> _Requirement_: Say how many lines of the listing below contain "React", giving the number and nothing else.

> _Dataset extract_:
+ + +
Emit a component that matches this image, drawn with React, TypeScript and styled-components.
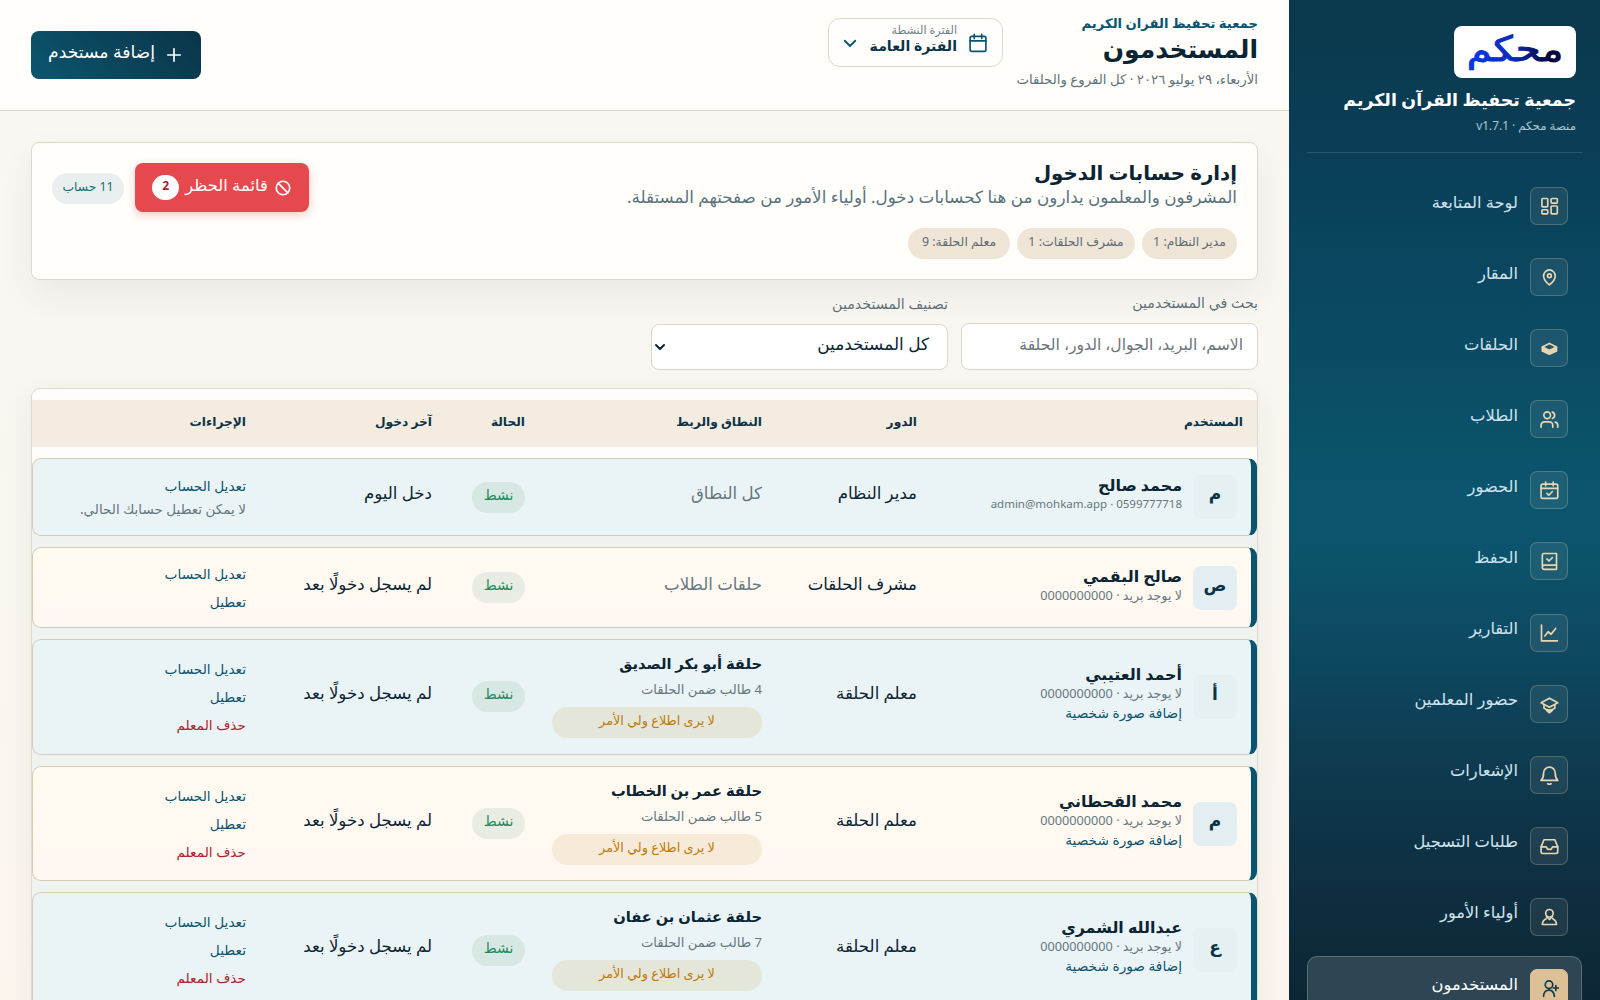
import React from "react";
import styled, { createGlobalStyle } from "styled-components";

const GlobalStyle = createGlobalStyle`
  *, *::before, *::after { box-sizing: border-box; }
  html, body { margin: 0; padding: 0; overflow: hidden; }
  body {
    font-family: "Noto Sans", "DejaVu Sans", sans-serif;
    color: #0b2433;
    background: #fbf8f2;
  }
  button, input { font-family: inherit; }
`;

const Page = styled.div`
  direction: rtl;
  display: flex;
  width: 1600px;
  height: 1000px;
  overflow: hidden;
  white-space: nowrap;
`;

/* ---------- sidebar ---------- */

const Sidebar = styled.aside`
  flex: 0 0 311px;
  height: 1000px;
  overflow: hidden;
  padding: 26px 18px 0;
  background: linear-gradient(180deg, #0a384c 0%, #0a4059 18%, #0b566f 52%, #0d4a62 64%, #0e3447 82%, #0d2635 100%);
`;

const Brand = styled.div`
  display: flex;
  flex-direction: column;
  align-items: flex-start;
  height: 127px;
  padding-right: 6px;
  border-bottom: 1px solid rgba(255, 255, 255, 0.13);
`;

const LogoCard = styled.div`
  display: flex;
  align-items: center;
  justify-content: center;
  width: 122px;
  height: 52px;
  border-radius: 8px;
  background: #fff;
`;

const BrandTitle = styled.div`
  margin-top: 7px;
  font-size: 17.4px;
  font-weight: 700;
  line-height: 28px;
  color: #fff;
`;

const BrandVersion = styled.div`
  margin-top: 2px;
  font-size: 11.8px;
  line-height: 20px;
  color: #a9c6d2;
`;

const Nav = styled.nav`
  display: flex;
  flex-direction: column;
  gap: 7.1px;
  padding-top: 21px;
`;

const NavItem = styled.a<{ $active?: boolean }>`
  display: flex;
  flex: none;
  align-items: center;
  gap: 12px;
  height: 64px;
  padding: 0 13px;
  border: 1px solid ${(p) => (p.$active ? "rgba(160,190,180,0.35)" : "transparent")};
  border-radius: 10px;
  background: ${(p) => (p.$active ? "#2e4653" : "transparent")};
  color: ${(p) => (p.$active ? "#ffffff" : "#cfe3ee")};
`;

const NavIcon = styled.span<{ $active?: boolean }>`
  display: grid;
  place-items: center;
  width: 38px;
  height: 38px;
  border: 1px solid ${(p) => (p.$active ? "#dcc096" : "rgba(200,190,150,0.3)")};
  border-radius: 7px;
  background: ${(p) => (p.$active ? "#dcc096" : "rgba(255,255,255,0.07)")};
  color: ${(p) => (p.$active ? "#0b3a4d" : "#e8d6b0")};
`;

const NavLabel = styled.span`
  padding-bottom: 9px;
  font-size: 16.3px;
  line-height: 24px;
`;

/* ---------- header ---------- */

const Main = styled.main`
  flex: 1;
  min-width: 0;
  background: linear-gradient(180deg, #fbf8f3 0%, #f9f6f0 45%, #fbf5ee 100%);
`;

const Header = styled.header`
  display: flex;
  justify-content: space-between;
  height: 111px;
  padding: 0 31px;
  border-bottom: 1px solid #d8d6c5;
  background: #fffefb;
`;

const HeaderLead = styled.div`
  display: flex;
  gap: 13px;
`;

const Heading = styled.div`
  display: flex;
  flex-direction: column;
  width: 242px;
  padding-top: 13px;
`;

const OrgName = styled.div`
  font-size: 13.2px;
  font-weight: 700;
  line-height: 20px;
  color: #0b5470;
`;

const PageTitle = styled.h1`
  margin: 0;
  font-size: 25px;
  font-weight: 700;
  line-height: 30px;
`;

const PageMeta = styled.div`
  margin-top: 6px;
  font-size: 13.3px;
  line-height: 20px;
  color: #62737a;
`;

const Period = styled.button`
  display: flex;
  align-items: center;
  gap: 11px;
  width: 175px;
  height: 49px;
  margin-top: 18px;
  padding: 0 14px;
  border: 1px solid #dcd9c9;
  border-radius: 12px;
  background: #fffefc;
  color: #0b5470;
`;

const PeriodText = styled.span`
  display: flex;
  flex: 1;
  flex-direction: column;
  align-items: flex-start;
  padding-bottom: 7px;
`;

const PeriodLabel = styled.span`
  font-size: 11.2px;
  line-height: 14px;
  color: #71818a;
`;

const PeriodValue = styled.span`
  font-size: 14.1px;
  font-weight: 700;
  line-height: 18px;
  color: #0b3347;
`;

const AddButton = styled.button`
  display: flex;
  align-items: center;
  justify-content: center;
  gap: 9px;
  width: 170px;
  height: 48px;
  margin-top: 31px;
  border: 0;
  border-radius: 8px;
  background: linear-gradient(225deg, #0a3448 0%, #0b566f 100%);
  color: #fff;
  font-size: 17.2px;
`;

const Raised = styled.span`
  padding-bottom: 6px;
  line-height: 20px;
`;

/* ---------- content ---------- */

const Content = styled.div`
  padding: 31px 31px 0;
`;

const Summary = styled.section`
  display: flex;
  justify-content: space-between;
  height: 138px;
  padding: 20px;
  border: 1px solid #dcd9c9;
  border-radius: 8px;
  background: #fffefb;
  box-shadow: 0 14px 34px rgba(11, 52, 72, 0.07);
`;

const SummaryTitle = styled.h2`
  margin: -3px 0 0;
  font-size: 19.8px;
  font-weight: 700;
  line-height: 26px;
`;

const SummaryText = styled.p`
  margin: 0;
  font-size: 16.8px;
  line-height: 22px;
  color: #5a737c;
`;

const Chips = styled.div`
  display: flex;
  gap: 7px;
  margin-top: 20px;
`;

const Chip = styled.span<{ $w: number }>`
  width: ${(p) => p.$w}px;
  height: 31px;
  border-radius: 16px;
  background: #efe5d7;
  color: #5d6c72;
  font-size: 12.4px;
  line-height: 27px;
  text-align: center;
`;

const SummaryActions = styled.div`
  display: flex;
  gap: 11px;
`;

const BlockButton = styled.button`
  display: flex;
  align-items: center;
  justify-content: center;
  gap: 6px;
  width: 174px;
  height: 49px;
  border: 0;
  border-radius: 8px;
  background: #e5484d;
  color: #fff;
  font-size: 16.4px;
  box-shadow: 0 3px 9px rgba(229, 72, 77, 0.3);
`;

const BlockCount = styled.span`
  width: 27px;
  height: 25px;
  border-radius: 13px;
  background: #fff;
  color: #a51d2a;
  font-size: 12px;
  font-weight: 700;
  line-height: 22px;
`;

const AccountCount = styled.span`
  width: 72px;
  height: 31px;
  margin-top: 10px;
  border-radius: 16px;
  background: #e9eeee;
  color: #187078;
  font-size: 12.3px;
  line-height: 27px;
  text-align: center;
`;

const Filters = styled.div`
  display: flex;
  gap: 13px;
  height: 108px;
  padding-top: 12px;
`;

const Field = styled.label<{ $drop?: number }>`
  display: flex;
  flex-direction: column;
  width: 297px;
  padding-top: ${(p) => p.$drop ?? 0}px;
`;

const FieldLabel = styled.span`
  height: 31px;
  font-size: 14.2px;
  line-height: 22px;
  color: #5d7078;
`;

const Control = styled.span<{ $h: number; $muted?: boolean }>`
  display: flex;
  align-items: center;
  justify-content: space-between;
  height: ${(p) => p.$h}px;
  padding: 0 ${(p) => (p.$muted ? 14 : 18)}px 0 2px;
  border: 1px solid #dcd9c9;
  border-radius: 8px;
  background: #fff;
  color: ${(p) => (p.$muted ? "#6b7478" : "#0b2433")};
  font-size: ${(p) => (p.$muted ? 15.6 : 16.9)}px;
`;

/* ---------- table ---------- */

const columns = "326px 155px 237px 93px 186px 228px";

const Table = styled.section`
  width: 1227px;
  height: 640px;
  padding-top: 11px;
  border: 1px solid #dcd9cf;
  border-radius: 9px;
  background: linear-gradient(180deg, #fffdfa 0, #fffdfa 72px, #eff3f0 144px);
  box-shadow: 0 8px 28px rgba(11, 52, 72, 0.06);
`;

const TableHead = styled.div`
  display: grid;
  grid-template-columns: ${columns};
  height: 47px;
  margin-bottom: 11px;
  background: #f5ece1;
`;

const HeadCell = styled.span`
  padding: 0 14px 0 0;
  font-size: 12.2px;
  font-weight: 700;
  line-height: 43px;
  color: #0b3347;
`;

const Row = styled.div<{ $h: number; $tint: boolean }>`
  display: grid;
  grid-template-columns: 320px 155px 237px 93px 186px 1fr;
  height: ${(p) => p.$h}px;
  margin-bottom: 11px;
  border: 1px solid #d8cbb4;
  border-right: 6px solid #0b5470;
  border-radius: 9px;
  background: ${(p) => (p.$tint ? "#eaf3f5" : "linear-gradient(180deg, #fffbf0, #fff7f2)")};
`;

const Cell = styled.div<{ $lift?: number }>`
  display: flex;
  flex-direction: column;
  align-items: flex-start;
  justify-content: center;
  min-width: 0;
  padding: 0 14px ${(p) => p.$lift ?? 0}px 0;
`;

const UserCell = styled.div`
  display: flex;
  align-items: center;
  gap: 11px;
  padding-right: 14px;
`;

const Avatar = styled.span<{ $tint: boolean }>`
  flex: none;
  width: 44px;
  height: 44px;
  border-radius: 8px;
  background: ${(p) => (p.$tint ? "#e5f0f2" : "#e2eef2")};
  font-size: 17px;
  font-weight: 700;
  line-height: 38px;
  text-align: center;
  color: #0b3347;
`;

const UserText = styled.div`
  display: flex;
  flex-direction: column;
  align-items: flex-start;
  padding-bottom: 6px;
`;

const UserName = styled.strong`
  font-size: 15.9px;
  line-height: 20px;
`;

const UserContact = styled.span`
  font-size: ${(p) => (p.dir === "ltr" ? 11.5 : 12.7)}px;
  line-height: 18px;
  color: #667880;
`;

const Link = styled.a<{ $danger?: boolean; $lh?: number }>`
  font-size: 13.7px;
  line-height: ${(p) => p.$lh ?? 28}px;
  color: ${(p) => (p.$danger ? "#b3202f" : "#0b5470")};
`;

const Plain = styled.span<{ $muted?: boolean }>`
  font-size: 16.6px;
  line-height: 24px;
  color: ${(p) => (p.$muted ? "#66777e" : "#0b2433")};
`;

const ScopeName = styled.strong`
  font-size: 14.7px;
  line-height: 24px;
`;

const ScopeCount = styled.span`
  font-size: 13.1px;
  line-height: 29px;
  color: #667880;
`;

const Notice = styled.span<{ $tint: boolean }>`
  width: 210px;
  height: 31px;
  margin-top: 3px;
  border-radius: 16px;
  background: ${(p) => (p.$tint ? "#e5e6da" : "#f8ead8")};
  color: #bd7a0c;
  font-size: 12.8px;
  line-height: 26px;
  text-align: center;
`;

const Status = styled.span<{ $tint: boolean }>`
  width: 53px;
  height: 31px;
  border-radius: 16px;
  background: ${(p) => (p.$tint ? "#d7e8e4" : "#e8ece2")};
  color: #1f8a5b;
  font-size: 14px;
  line-height: 26px;
  text-align: center;
`;

const Note = styled.span`
  font-size: 13.5px;
  line-height: 22px;
  color: #667880;
`;

/* ---------- icons ---------- */

const Icon = ({ size = 20, sw = 2, children }: { size?: number; sw?: number; children: React.ReactNode }) => (
  <svg width={size} height={size} viewBox="0 0 24 24" fill="none" stroke="currentColor" strokeWidth={sw} strokeLinecap="round" strokeLinejoin="round" style={{ flex: "none" }}>
    {children}
  </svg>
);

const icons = {
  dashboard: <><rect x="3.5" y="3" width="7" height="10" rx="1" /><rect x="14.5" y="3" width="7.500" height="5.500" rx="1" /><rect x="14.5" y="12" width="7.500" height="9.500" rx="1" /><rect x="3.5" y="16.5" width="7" height="5" rx="1" /></>,
  pin: <><path d="M12.500 21.500c4.500-3.800 7-7 7-10.500a7 7.500 0 0 0-14 0c0 3.500 2.500 6.700 7 10.500z" /><circle cx="12.500" cy="10.500" r="2.300" /></>,
  layers: <><path d="M4 11l8.500 4.500L21 11v4.500l-8.500 4L4 15.500z" fill="currentColor" /><path d="M12.500 6.500L21 10.800l-8.500 4.200L4 10.800z" /></>,
  users: <><circle cx="9.800" cy="7.500" r="4" /><path d="M2.500 22v-2.500a4 4 0 0 1 4-4h6a4 4 0 0 1 4 4V22M16 3.700a4 4 0 0 1 0 7.600M22.500 22v-2.500a4 4 0 0 0-3-3.800" /></>,
  calendarCheck: <><rect x="2.500" y="5" width="20" height="17" rx="2" /><path d="M8 2.500v4.500M17 2.500v4.500M2.500 10h20M9.500 16l2.300 2.300 4.200-4.500" /></>,
  book: <><path d="M4 19.500V5a2 2 0 0 1 2-2h15v19H6.500a2.500 2.500 0 0 1 0-5H21M9.500 9.500l2.500 2.500 4-4" /></>,
  chart: <><path d="M3 2.500V21.500h19M7 15.500l4-5 3.500 3L20 6.500" /></>,
  cap: <><path d="M12.500 5l10 5.500-10 5.500-10-5.500z" /><path d="M6 13v4c3 3 10 3 13 0v-4M9 19.500l3.500 3 3.500-3" /></>,
  bell: <><path d="M2.500 18.500h20c-2-2-3-4-3-9a7 7 0 0 0-14 0c0 5-1 7-3 9zM10.500 22.500c1.200.800 2.800.800 4 0" /></>,
  inbox: <><path d="M22.500 13h-6l-2 3h-4l-2-3h-6" /><path d="M6 4.500h13l3.500 8.500v6a2 2 0 0 1-2 2h-16a2 2 0 0 1-2-2v-6z" /></>,
  guardian: <><circle cx="12.500" cy="7.500" r="4.500" /><path d="M9 11.500l3.500 3.500 3.500-3.500M8.500 14c-3 1.500-4.500 4-4.500 7h17c0-3-1.500-5.500-4.500-7" /></>,
  userPlus: <><circle cx="12" cy="8" r="4.500" /><path d="M5.500 22c0-5 3-7.500 6.500-7.500s6 2.500 6.500 7.500M17 12h6.500M20.200 9v6" /></>,
};

const nav: [string, React.ReactNode][] = [
  ["لوحة المتابعة", icons.dashboard],
  ["المقار", icons.pin],
  ["الحلقات", icons.layers],
  ["الطلاب", icons.users],
  ["الحضور", icons.calendarCheck],
  ["الحفظ", icons.book],
  ["التقارير", icons.chart],
  ["حضور المعلمين", icons.cap],
  ["الإشعارات", icons.bell],
  ["طلبات التسجيل", icons.inbox],
  ["أولياء الأمور", icons.guardian],
  ["المستخدمون", icons.userPlus],
];

const LogoMark = styled.svg`
  direction: rtl;
  font-family: "DejaVu Sans", sans-serif;
  font-size: 35px;
`;

const Logo = () => (
  <LogoMark width="108" height="46" viewBox="0 0 108 46">
    <defs>
      <linearGradient id="logoInk" x1="0" y1="0" x2="1" y2="0">
        <stop offset="0.08" stopColor="#0538e0" />
        <stop offset="0.45" stopColor="#0a2bc0" />
        <stop offset="0.85" stopColor="#06083c" />
      </linearGradient>
    </defs>
    <text transform="translate(54 32) scale(1.15 1)" textAnchor="middle" fill="url(#logoInk)" stroke="url(#logoInk)" strokeWidth="1">محكم</text>
  </LogoMark>
);

type User = {
  letter: string;
  name: string;
  contact: string;
  role: string;
  scope: string;
  students?: string;
  last: string;
  h: number;
  self?: boolean;
};

const never = "لم يسجل دخولًا بعد";
const noMail = "لا يوجد بريد · 0000000000";

const users: User[] = [
  { letter: "م", name: "محمد صالح", contact: "admin@mohkam.app · 0599777718", role: "مدير النظام", scope: "كل النطاق", last: "دخل اليوم", h: 78, self: true },
  { letter: "ص", name: "صالح البقمي", contact: noMail, role: "مشرف الحلقات", scope: "حلقات الطلاب", last: never, h: 81 },
  { letter: "أ", name: "أحمد العتيبي", contact: noMail, role: "معلم الحلقة", scope: "حلقة أبو بكر الصديق", students: "4 طالب ضمن الحلقات", last: never, h: 115.7 },
  { letter: "م", name: "محمد القحطاني", contact: noMail, role: "معلم الحلقة", scope: "حلقة عمر بن الخطاب", students: "5 طالب ضمن الحلقات", last: never, h: 115.7 },
  { letter: "ع", name: "عبدالله الشمري", contact: noMail, role: "معلم الحلقة", scope: "حلقة عثمان بن عفان", students: "7 طالب ضمن الحلقات", last: never, h: 115.7 },
];

const heads = ["المستخدم", "الدور", "النطاق والربط", "الحالة", "آخر دخول", "الإجراءات"];

function UserRow({ user, tint }: { user: User; tint: boolean }) {
  return (
    <Row $h={user.h} $tint={tint}>
      <UserCell>
        <Avatar $tint={tint}>{user.letter}</Avatar>
        <UserText>
          <UserName>{user.name}</UserName>
          <UserContact dir={user.self ? "ltr" : "rtl"}>{user.contact}</UserContact>
          {user.students && <Link $lh={22}>إضافة صورة شخصية</Link>}
        </UserText>
      </UserCell>
      <Cell $lift={8}><Plain>{user.role}</Plain></Cell>
      {user.students ? (
        <Cell $lift={5}>
          <ScopeName>{user.scope}</ScopeName>
          <ScopeCount>{user.students}</ScopeCount>
          <Notice $tint={tint}>لا يرى اطلاع ولي الأمر</Notice>
        </Cell>
      ) : (
        <Cell $lift={8}><Plain $muted>{user.scope}</Plain></Cell>
      )}
      <Cell><Status $tint={tint}>نشط</Status></Cell>
      <Cell $lift={8}><Plain>{user.last}</Plain></Cell>
      <Cell>
        <Link $lh={user.self ? 24 : 28}>تعديل الحساب</Link>
        {user.self ? <Note>لا يمكن تعطيل حسابك الحالي.</Note> : <Link>تعطيل</Link>}
        {user.students && <Link $danger>حذف المعلم</Link>}
      </Cell>
    </Row>
  );
}

export default function App() {
  return (
    <Page dir="rtl" lang="ar">
      <GlobalStyle />
      <Sidebar>
        <Brand>
          <LogoCard><Logo /></LogoCard>
          <BrandTitle>جمعية تحفيظ القرآن الكريم</BrandTitle>
          <BrandVersion>منصة محكم · v1.7.1</BrandVersion>
        </Brand>
        <Nav>
          {nav.map(([label, icon], i) => (
            <NavItem key={label} $active={i === nav.length - 1}>
              <NavIcon $active={i === nav.length - 1}><Icon>{icon}</Icon></NavIcon>
              <NavLabel>{label}</NavLabel>
            </NavItem>
          ))}
        </Nav>
      </Sidebar>
      <Main>
        <Header>
          <HeaderLead>
            <Heading>
              <OrgName>جمعية تحفيظ القران الكريم</OrgName>
              <PageTitle>المستخدمون</PageTitle>
              <PageMeta>الأربعاء، ٢٩ يوليو ٢٠٢٦ · كل الفروع والحلقات</PageMeta>
            </Heading>
            <Period>
              <Icon><rect x="2.5" y="4" width="19" height="18" rx="2" /><path d="M7.500 1.500v5M16.500 1.500v5M2.500 9.500h19" /></Icon>
              <PeriodText>
                <PeriodLabel>الفترة النشطة</PeriodLabel>
                <PeriodValue>الفترة العامة</PeriodValue>
              </PeriodText>
              <Icon size={18} sw={2.4}><path d="M5 9l7 7 7-7" /></Icon>
            </Period>
          </HeaderLead>
          <AddButton>
            <Icon size={20}><path d="M12 4.500v15M4.500 12h15" /></Icon>
            <Raised>إضافة مستخدم</Raised>
          </AddButton>
        </Header>
        <Content>
          <Summary>
            <div>
              <SummaryTitle>إدارة حسابات الدخول</SummaryTitle>
              <SummaryText>المشرفون والمعلمون يدارون من هنا كحسابات دخول. أولياء الأمور من صفحتهم المستقلة.</SummaryText>
              <Chips>
                <Chip $w={95}>مدير النظام: 1</Chip>
                <Chip $w={118}>مشرف الحلقات: 1</Chip>
                <Chip $w={102}>معلم الحلقة: 9</Chip>
              </Chips>
            </div>
            <SummaryActions>
              <BlockButton>
                <Icon size={18} sw={2.2}><circle cx="12" cy="12" r="9" /><path d="M5.600 5.600l12.800 12.800" /></Icon>
                <Raised>قائمة الحظر</Raised>
                <BlockCount>2</BlockCount>
              </BlockButton>
              <AccountCount>11 حساب</AccountCount>
            </SummaryActions>
          </Summary>
          <Filters>
            <Field>
              <FieldLabel>بحث في المستخدمين</FieldLabel>
              <Control $h={47} $muted><Raised>الاسم، البريد، الجوال، الدور، الحلقة</Raised></Control>
            </Field>
            <Field $drop={1}>
              <FieldLabel>تصنيف المستخدمين</FieldLabel>
              <Control $h={46}>
                <Raised>كل المستخدمين</Raised>
                <Icon size={12} sw={4}><path d="M4 8l8 8 8-8" /></Icon>
              </Control>
            </Field>
          </Filters>
          <Table>
            <TableHead>{heads.map((h) => <HeadCell key={h}>{h}</HeadCell>)}</TableHead>
            {users.map((u, i) => <UserRow key={i} user={u} tint={i % 2 === 0} />)}
          </Table>
        </Content>
      </Main>
    </Page>
  );
}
+ + +
> _Task response_: 4